§ **TASK REQUIREMENTS**: Can you print the data exactly and leave out each image?

§ **DATA EXTRACT**:
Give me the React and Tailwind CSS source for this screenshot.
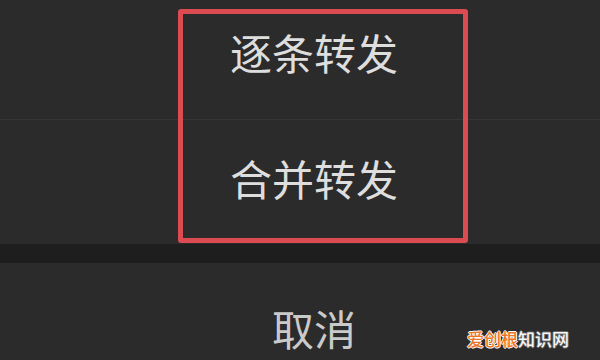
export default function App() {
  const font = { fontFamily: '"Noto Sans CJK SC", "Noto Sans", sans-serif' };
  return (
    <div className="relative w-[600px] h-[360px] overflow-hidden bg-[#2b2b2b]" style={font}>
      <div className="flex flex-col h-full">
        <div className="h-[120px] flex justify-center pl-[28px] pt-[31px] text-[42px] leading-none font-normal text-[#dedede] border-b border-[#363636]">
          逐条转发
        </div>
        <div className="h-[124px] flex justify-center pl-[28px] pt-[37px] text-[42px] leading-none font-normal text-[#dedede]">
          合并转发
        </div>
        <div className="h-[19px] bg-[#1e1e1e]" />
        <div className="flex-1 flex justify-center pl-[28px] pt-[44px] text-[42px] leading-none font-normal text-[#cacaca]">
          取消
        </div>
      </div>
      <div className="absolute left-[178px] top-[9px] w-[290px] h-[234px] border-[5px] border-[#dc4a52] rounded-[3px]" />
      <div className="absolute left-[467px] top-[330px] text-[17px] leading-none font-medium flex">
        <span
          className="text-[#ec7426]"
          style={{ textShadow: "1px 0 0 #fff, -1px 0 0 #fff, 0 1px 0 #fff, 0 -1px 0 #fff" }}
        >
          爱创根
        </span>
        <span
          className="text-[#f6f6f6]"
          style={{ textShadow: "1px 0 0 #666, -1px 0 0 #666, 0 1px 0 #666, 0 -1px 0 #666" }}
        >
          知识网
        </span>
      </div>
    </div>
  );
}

§ **REPLY TO THE EXERCISE**:
Give me the React and Tailwind CSS source for this screenshot.
export default function App() {
  const font = { fontFamily: '"Noto Sans CJK SC", "Noto Sans", sans-serif' };
  return (
    <div className="relative w-[600px] h-[360px] overflow-hidden bg-[#2b2b2b]" style={font}>
      <div className="flex flex-col h-full">
        <div className="h-[120px] flex justify-center pl-[28px] pt-[31px] text-[42px] leading-none font-normal text-[#dedede] border-b border-[#363636]">
          逐条转发
        </div>
        <div className="h-[124px] flex justify-center pl-[28px] pt-[37px] text-[42px] leading-none font-normal text-[#dedede]">
          合并转发
        </div>
        <div className="h-[19px] bg-[#1e1e1e]" />
        <div className="flex-1 flex justify-center pl-[28px] pt-[44px] text-[42px] leading-none font-normal text-[#cacaca]">
          取消
        </div>
      </div>
      <div className="absolute left-[178px] top-[9px] w-[290px] h-[234px] border-[5px] border-[#dc4a52] rounded-[3px]" />
      <div className="absolute left-[467px] top-[330px] text-[17px] leading-none font-medium flex">
        <span
          className="text-[#ec7426]"
          style={{ textShadow: "1px 0 0 #fff, -1px 0 0 #fff, 0 1px 0 #fff, 0 -1px 0 #fff" }}
        >
          爱创根
        </span>
        <span
          className="text-[#f6f6f6]"
          style={{ textShadow: "1px 0 0 #666, -1px 0 0 #666, 0 1px 0 #666, 0 -1px 0 #666" }}
        >
          知识网
        </span>
      </div>
    </div>
  );
}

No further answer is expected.